┌──
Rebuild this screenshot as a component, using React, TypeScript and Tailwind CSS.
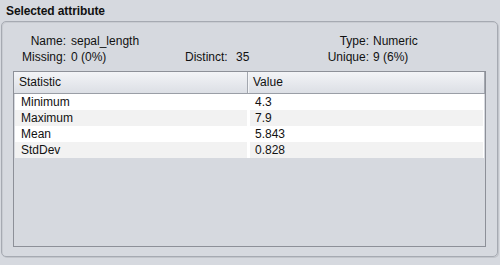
const rows = [
  ["Minimum", "4.3"],
  ["Maximum", "7.9"],
  ["Mean", "5.843"],
  ["StdDev", "0.828"],
];

export default function App() {
  return (
    <div
      className="w-[500px] h-[265px] bg-[#d6d9df] text-[#111] overflow-hidden"
      style={{ fontFamily: '"Liberation Sans", Arial, sans-serif' }}
    >
      <div className="h-[21px] pl-[6px] pt-[4px] text-[12px] font-bold leading-[14px] tracking-[-0.1px]">
        Selected attribute
      </div>
      <div className="ml-[1px] w-[497px] h-[236px] rounded-[5px] border border-[#a6aab2] shadow-[inset_1px_1px_0_#c9ccd2,1px_1px_0_#c2c5cb] pt-[11px]">
        <div className="grid grid-cols-[64px_119px_47px_89px_48px_1fr] text-[12px] leading-[16px]">
          <div className="text-right">Name:</div>
          <div className="pl-[5px]">sepal_length</div>
          <div />
          <div />
          <div className="text-right">Type:</div>
          <div className="pl-[4px]">Numeric</div>
          <div className="text-right">Missing:</div>
          <div className="pl-[5px]">0 (0%)</div>
          <div>Distinct:</div>
          <div className="pl-[4px]">35</div>
          <div className="text-right">Unique:</div>
          <div className="pl-[4px]">9 (6%)</div>
        </div>
        <div className="mt-[6px] ml-[11px] w-[473px] h-[176px] border border-[#8d9098] text-[12px]">
          <div className="h-[22px] flex border-b border-[#9a9ea6] bg-gradient-to-b from-[#f3f4f7] to-[#dcdfe5]">
            <div className="w-[234px] pl-[5px] leading-[21px] border-r border-[#a3a7af] shadow-[1px_0_0_#f4f5f7]">
              Statistic
            </div>
            <div className="flex-1 pl-[5px] leading-[21px] border-r border-[#a3a7af]">Value</div>
          </div>
          <div className="px-px">
            {rows.map(([k, v], i) => (
              <div
                key={k}
                className="grid grid-cols-[232px_1fr] gap-[3px] h-[16px] leading-[16px] bg-white"
              >
                <div className={`pl-[6px] ${i % 2 ? "bg-[#f2f2f2]" : "bg-white"}`}>{k}</div>
                <div className={`pl-[5px] mr-px ${i % 2 ? "bg-[#f2f2f2]" : "bg-white"}`}>{v}</div>
              </div>
            ))}
          </div>
        </div>
      </div>
    </div>
  );
}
└──
BRIEF :: Output each line exactly; omit every picture.

THE REPLY ::
Rebuild this screenshot as a component, using React, TypeScript and Tailwind CSS.
const rows = [
  ["Minimum", "4.3"],
  ["Maximum", "7.9"],
  ["Mean", "5.843"],
  ["StdDev", "0.828"],
];

export default function App() {
  return (
    <div
      className="w-[500px] h-[265px] bg-[#d6d9df] text-[#111] overflow-hidden"
      style={{ fontFamily: '"Liberation Sans", Arial, sans-serif' }}
    >
      <div className="h-[21px] pl-[6px] pt-[4px] text-[12px] font-bold leading-[14px] tracking-[-0.1px]">
        Selected attribute
      </div>
      <div className="ml-[1px] w-[497px] h-[236px] rounded-[5px] border border-[#a6aab2] shadow-[inset_1px_1px_0_#c9ccd2,1px_1px_0_#c2c5cb] pt-[11px]">
        <div className="grid grid-cols-[64px_119px_47px_89px_48px_1fr] text-[12px] leading-[16px]">
          <div className="text-right">Name:</div>
          <div className="pl-[5px]">sepal_length</div>
          <div />
          <div />
          <div className="text-right">Type:</div>
          <div className="pl-[4px]">Numeric</div>
          <div className="text-right">Missing:</div>
          <div className="pl-[5px]">0 (0%)</div>
          <div>Distinct:</div>
          <div className="pl-[4px]">35</div>
          <div className="text-right">Unique:</div>
          <div className="pl-[4px]">9 (6%)</div>
        </div>
        <div className="mt-[6px] ml-[11px] w-[473px] h-[176px] border border-[#8d9098] text-[12px]">
          <div className="h-[22px] flex border-b border-[#9a9ea6] bg-gradient-to-b from-[#f3f4f7] to-[#dcdfe5]">
            <div className="w-[234px] pl-[5px] leading-[21px] border-r border-[#a3a7af] shadow-[1px_0_0_#f4f5f7]">
              Statistic
            </div>
            <div className="flex-1 pl-[5px] leading-[21px] border-r border-[#a3a7af]">Value</div>
          </div>
          <div className="px-px">
            {rows.map(([k, v], i) => (
              <div
                key={k}
                className="grid grid-cols-[232px_1fr] gap-[3px] h-[16px] leading-[16px] bg-white"
              >
                <div className={`pl-[6px] ${i % 2 ? "bg-[#f2f2f2]" : "bg-white"}`}>{k}</div>
                <div className={`pl-[5px] mr-px ${i % 2 ? "bg-[#f2f2f2]" : "bg-white"}`}>{v}</div>
              </div>
            ))}
          </div>
        </div>
      </div>
    </div>
  );
}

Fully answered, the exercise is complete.